Extraction of MCs and NOD from algal seston
Extraction of MCs and NOD was done according to [37]. First, known volume of sample was filtered through a glass microfiber filter papers (47 mm GF/F filters). Then, the filter papers that retained algal seston were folded in half and put in a 10-ml glass tube and freeze-dried on a freeze-drier (Alpha 1–2 LD, Martin Christ Gefriertrocknung sanlagen GmbH, Osterode am Harz, Germany) for two hrs. After that, 2.5 ml of 75% methanol-25% Millipore water (v/v) was used to extract sample three times in a water bath at 60 °C using the glass pipette squeeze method. Then, 7.5 ml samples on the speedvac tube were dried up using a Speedvac (Savant SPD121P, Thermo Scientific, Waltham, MA, USA) centrifuge pre-heat at 50 °C. Then, 300 μl of 100% MeOH was used to reconstitute the sample three times after well vortexed and mixed. Afterward, the reconstituted 900μL samples were transferred to 2 ml Eppendorf vials with a cellulose-acetate filter (0.2 μm, Grace Davison Discovery Sciences, Deerfield, IL, USA) and centrifuged for 5 min at 16,000 × g (Galaxy 16DH, VWR, International). Finally, filtrates were transferred to amber glass vials and caps were tightly closed and stored in a freezer till LC–MS/MS analysis. Prior to LC–MS/MS analysis, calibration standards were prepared [38].
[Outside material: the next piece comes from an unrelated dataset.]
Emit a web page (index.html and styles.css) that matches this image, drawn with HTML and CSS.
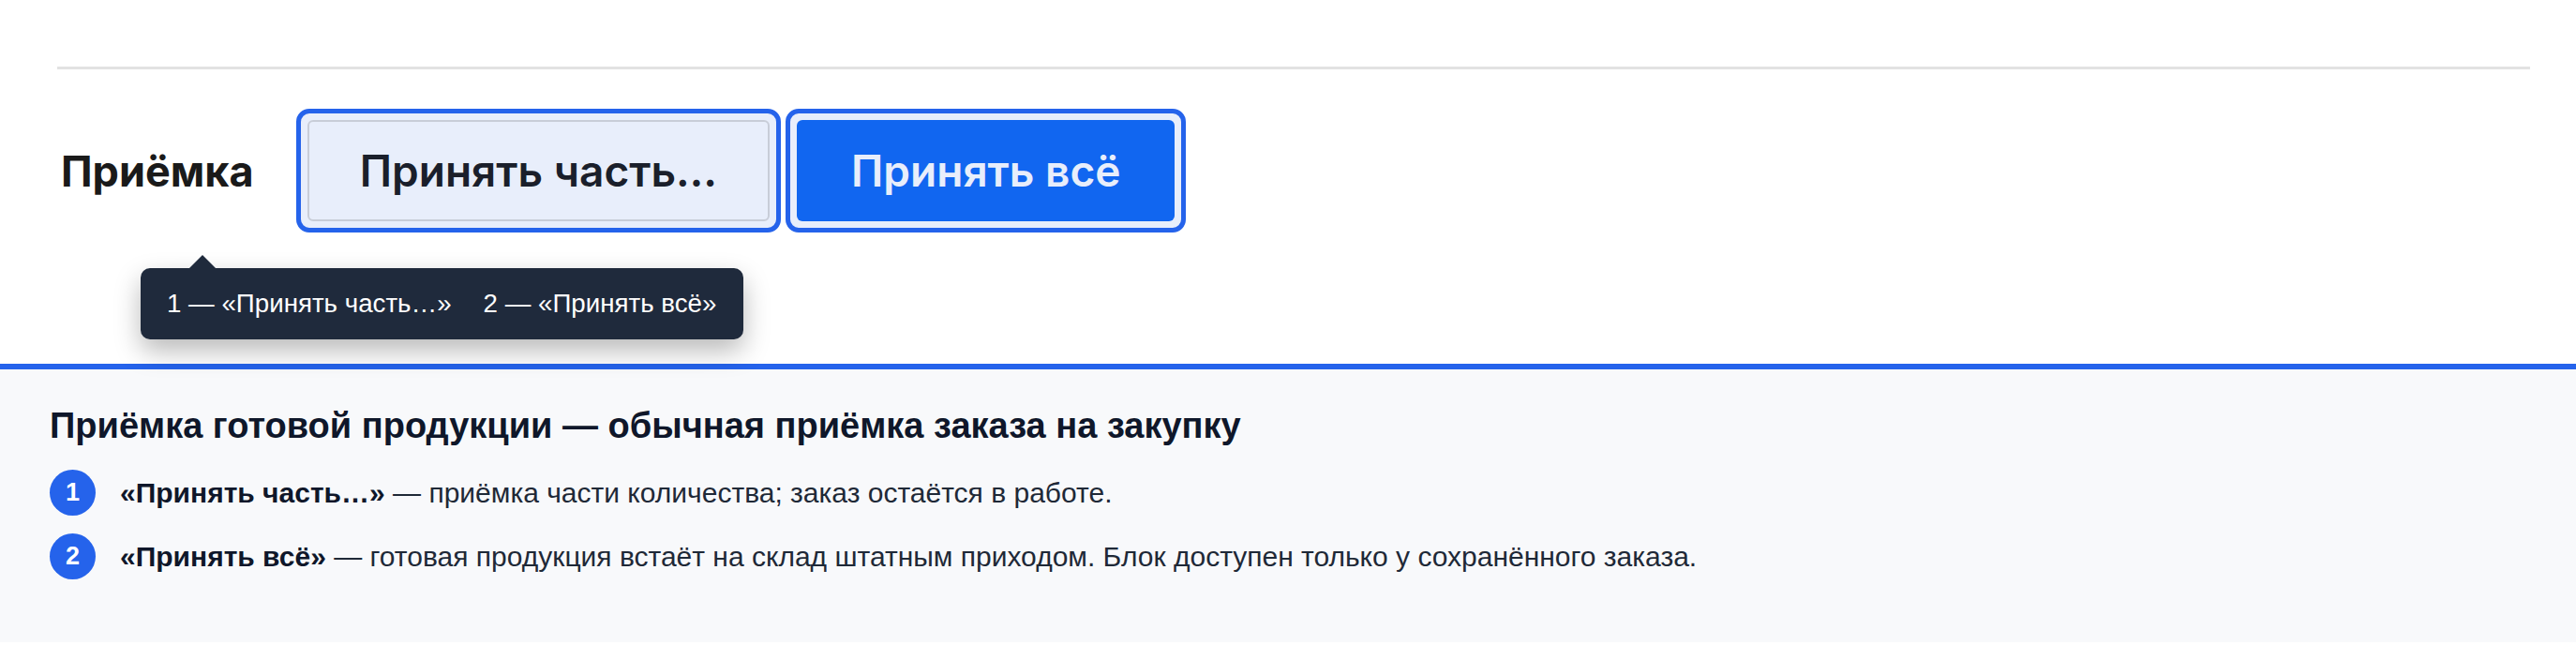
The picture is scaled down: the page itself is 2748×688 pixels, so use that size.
FILE: index.html
```html
<!DOCTYPE html>
<html lang="ru">
<head>
  <meta charset="UTF-8" />
  <title>Приёмка</title>
  <link rel="stylesheet" href="styles.css">
</head>
<body>
  <div class="stage">
    <hr class="divider">
    <div class="receive-row">
      <span class="receive-label">Приёмка</span>
      <div class="ring">
        <button class="btn btn-light">Принять часть…</button>
      </div>
      <div class="ring">
        <button class="btn btn-primary">Принять всё</button>
      </div>
    </div>
    <div class="tip">
      <span>1 — «Принять часть…»</span>
      <span>2 — «Принять всё»</span>
    </div>
  </div>

  <div class="legend">
    <h2>Приёмка готовой продукции — обычная приёмка заказа на закупку</h2>
    <ul>
      <li><span class="num">1</span><p><b>«Принять часть…»</b> — приёмка части количества; заказ остаётся в работе.</p></li>
      <li><span class="num">2</span><p><b>«Принять всё»</b> — готовая продукция встаёт на склад штатным приходом. Блок доступен только у сохранённого заказа.</p></li>
    </ul>
  </div>
</body>
</html>
```

FILE: styles.css
```css
body {
  margin: 0;
  background: #fff;
  font-family: 'Liberation Sans', Arial, sans-serif;
}
.stage {
  position: relative;
  height: 388px;
  padding: 71px 49px 0 61px;
  box-sizing: border-box;
}
.divider {
  margin: 0;
  border: none;
  height: 3px;
  background: #e2e2e2;
}
.receive-row {
  display: flex;
  align-items: center;
  gap: 5px;
  margin-top: 42px;
  padding-left: 4px;
  font-family: Inter, 'Noto Sans', sans-serif;
}
.receive-label {
  font-size: 45px;
  font-weight: 700;
  color: #1a1a1a;
  margin-right: 40px;
}
.ring {
  border: 5px solid #2563eb;
  border-radius: 14px;
  background: #e8eefb;
  padding: 7px;
  display: flex;
}
.btn {
  height: 108px;
  border-radius: 6px;
  font-family: inherit;
  font-size: 46px;
  font-weight: 600;
  cursor: pointer;
}
.btn-light {
  background: #e8eefb;
  border: 2px solid #c8cdd8;
  color: #1a1f2b;
  padding: 0 54px;
}
.btn-primary {
  background: #1166f0;
  border: none;
  color: #e8eefb;
  padding: 0 58px;
}
.tip {
  position: absolute;
  left: 150px;
  top: 286px;
  height: 76px;
  box-sizing: border-box;
  padding: 0 29px 0 28px;
  display: flex;
  align-items: center;
  gap: 34px;
  background: #1f2a3c;
  color: #fff;
  font-size: 27.7px;
  border-radius: 10px;
  box-shadow: 0 12px 28px rgba(0, 0, 0, 0.28);
}
.tip::before {
  content: "";
  position: absolute;
  left: 52px;
  top: -14px;
  border-left: 14px solid transparent;
  border-right: 14px solid transparent;
  border-bottom: 14px solid #1f2a3c;
}
.legend {
  border-top: 6px solid #2563eb;
  background: #f8f9fb;
  padding: 39px 0 0 53px;
  box-sizing: border-box;
  height: 297px;
}
.legend h2 {
  margin: 0 0 25px;
  font-size: 38px;
  font-weight: 700;
  color: #0f172a;
}
.legend ul {
  margin: 0;
  padding: 0;
  list-style: none;
  display: flex;
  flex-direction: column;
  gap: 19px;
}
.legend li {
  display: flex;
  align-items: center;
  gap: 26px;
}
.num {
  width: 49px;
  height: 49px;
  border-radius: 50%;
  background: #2563eb;
  color: #fff;
  font-weight: 700;
  font-size: 27px;
  display: flex;
  align-items: center;
  justify-content: center;
}
.legend p {
  margin: 0;
  font-size: 30px;
  color: #1f2937;
}
.legend b {
  color: #0f172a;
}
```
Extraction of extracellular microcystins and nodularin
Filtrates of water samples filtered using 47 mm GF/F filters and stored in a freezer were dried in a Speedvac (Savant SPD121P, pre-heat centrifuge at 50 °C). Then, 300 μl of 100% MeOH was used to reconstitute the sample three times after well vortexed and mixed. Afterward, the reconstituted 900μL samples were transferred to 2-ml Eppendorf vials with a cellulose-acetate filter (0.2 μm, Grace Davison Discovery Sciences, Deerfield, IL, USA) and centrifuged for 5 min at 16,000 × g (Galaxy 16DH, VWR, International). Finally, filtrates were transferred to amber glass vials and caps were tightly closed and stored in a freezer till LC–MS/MS analysis. Prior to LC–MS/MS analysis, calibration standards were prepared [38].
LC–MS/MS analyses
The concentrations of nine MC variants (dm-7-MC-RR, MC-RR, MC-YR, dm-7-MC-LR, MC-LR, MC-LA, MC-LY, MC-LW, and MC-LF) and nodularin (NOD) were examined by LC–MS/MS according to the procedure of [39]. LC–MS/MS analyses were done using an Agilent 1200 LC and an Agilent 6410A QQQ (Agilent Technologies, Santa Clara, CA, USA). MCs variants were separated on an Agilent Eclipse XDB-C18 4.6_150 mm, 5 m columns. Calibration standards were obtained from DHI LAB Products (Hørsholm, Denmark) [37] (supplementary material). The sample was injected with a flow rate of 0.5 ml/min; the column temperature was 40 °C. Eluents were Millipore water with 0.1% formic acid (v/v, Eluent A) and acetonitrile with 0.1% formic acid (v/v, Eluent B) that were run using an elution program of 0–2 min 30% B, 6–12 min 90% B, with a linear increase of B between 2 and 6 min and a 5-min post run at 30% B. Detailed information on MS/MS settings for each MC variant and NOD are shown in (supplementary material). Recovery of sample and analysis was estimated by spiking a cyanobacterial matrix in triplicates: The recovery rate was 100% for MC-LA, 99.5% for DM-7-MC-RR, 96.1% for MC-RR, 75% for MC-YR, 77.8% for DM-7-MC-RR, 79.1 for MC-LR, 72.8% for MC-LY, 53.5% for MC-LW, and 63.9% for MC-LF. Furthermore, repeatability, the limit of detection and limit of quantification of LC–MS/MS analyses are described in [38].